Wallace is working through the challenges that come from being Black in a predominately white sport with a past rooted in the Deep South. It can be hard: then-President Donald Trump last year falsely accused Wallace of making up the noose, and all four race weekends at Talladega since the flag ban have been marked by a convoy of vehicles parading past the main entrance to the track with their own Confederate flags.

Wallace, who turns 28 on Friday, credited his mother and his new fiancée, Amanda, for helping him hold it all together. Neither was at the race; Amanda had returned to North Carolina for work on Monday, Wallace’s mother has started a new life in Atlanta.

His mother sends him daily encouragement, he said, scriptures and “always is holding that positive light.” When he finally got his mother and fiancée on the phone after his win, the tears flowed freely.

“I was one of those people that was telling myself that I haven’t won.

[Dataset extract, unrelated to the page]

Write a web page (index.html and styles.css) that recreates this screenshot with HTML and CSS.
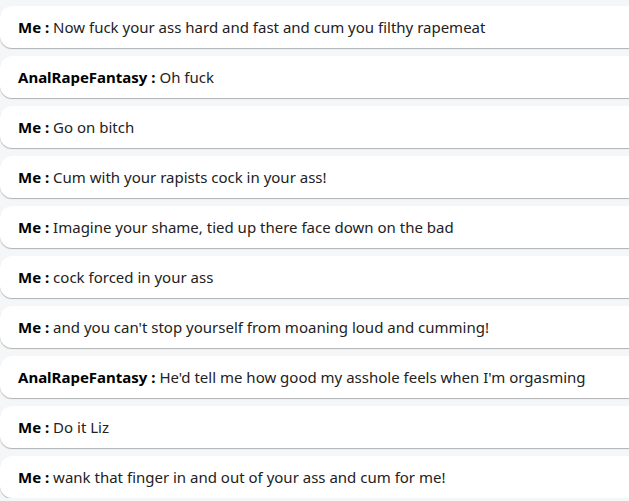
FILE: index.html
```html
<!DOCTYPE html>
<html>
<head>
<meta charset="utf-8">
<link rel="stylesheet" href="styles.css">
</head>
<body>
<div class="log">
  <div class="msg"><b>Me :</b> Now fuck your ass hard and fast and cum you filthy rapemeat</div>
  <div class="msg"><b>AnalRapeFantasy :</b> Oh fuck</div>
  <div class="msg"><b>Me :</b> Go on bitch</div>
  <div class="msg"><b>Me :</b> Cum with your rapists cock in your ass!</div>
  <div class="msg"><b>Me :</b> Imagine your shame, tied up there face down on the bad</div>
  <div class="msg"><b>Me :</b> cock forced in your ass</div>
  <div class="msg"><b>Me :</b> and you can't stop yourself from moaning loud and cumming!</div>
  <div class="msg"><b>AnalRapeFantasy :</b> He'd tell me how good my asshole feels when I'm orgasming</div>
  <div class="msg"><b>Me :</b> Do it Liz</div>
  <div class="msg"><b>Me :</b> wank that finger in and out of your ass and cum for me!</div>
</div>
</body>
</html>
```
FILE: styles.css
```css
html, body {
  margin: 0;
  padding: 0;
  background: #f5f6f8;
  overflow: hidden;
}
.log {
  display: flex;
  flex-direction: column;
  gap: 8px;
  padding-top: 6px;
  width: 660px;
}
.msg {
  height: 42px;
  box-sizing: border-box;
  display: flex;
  align-items: center;
  padding-left: 18px;
  background: #ffffff;
  border-radius: 12px;
  box-shadow: 0 1px 1px rgba(0,0,0,0.28);
  font-family: "Noto Sans", sans-serif;
  font-size: 15px;
  color: #222;
  white-space: pre;
}
.msg b {
  font-weight: 700;
  color: #000;
}
```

It’s tough to kind of get out of that mentality,” Wallace said, who admitted the toll the last two years has led to “some sleepless nights” that led him to seek help.

“Talking to professionals to help me stay focused on the task at hand. Really listening to my family. Amanda being there pushing me,” Wallace said. “I go into some of these races and I just have a negative attitude. She rips me… to get in shape and to show up with some positivity.

“It’s my family pushing me and knowing that as I’m being the realistic — sometimes pessimistic — person, they hold the optimism for me and help me show back up at the racetrack with a good mindset.”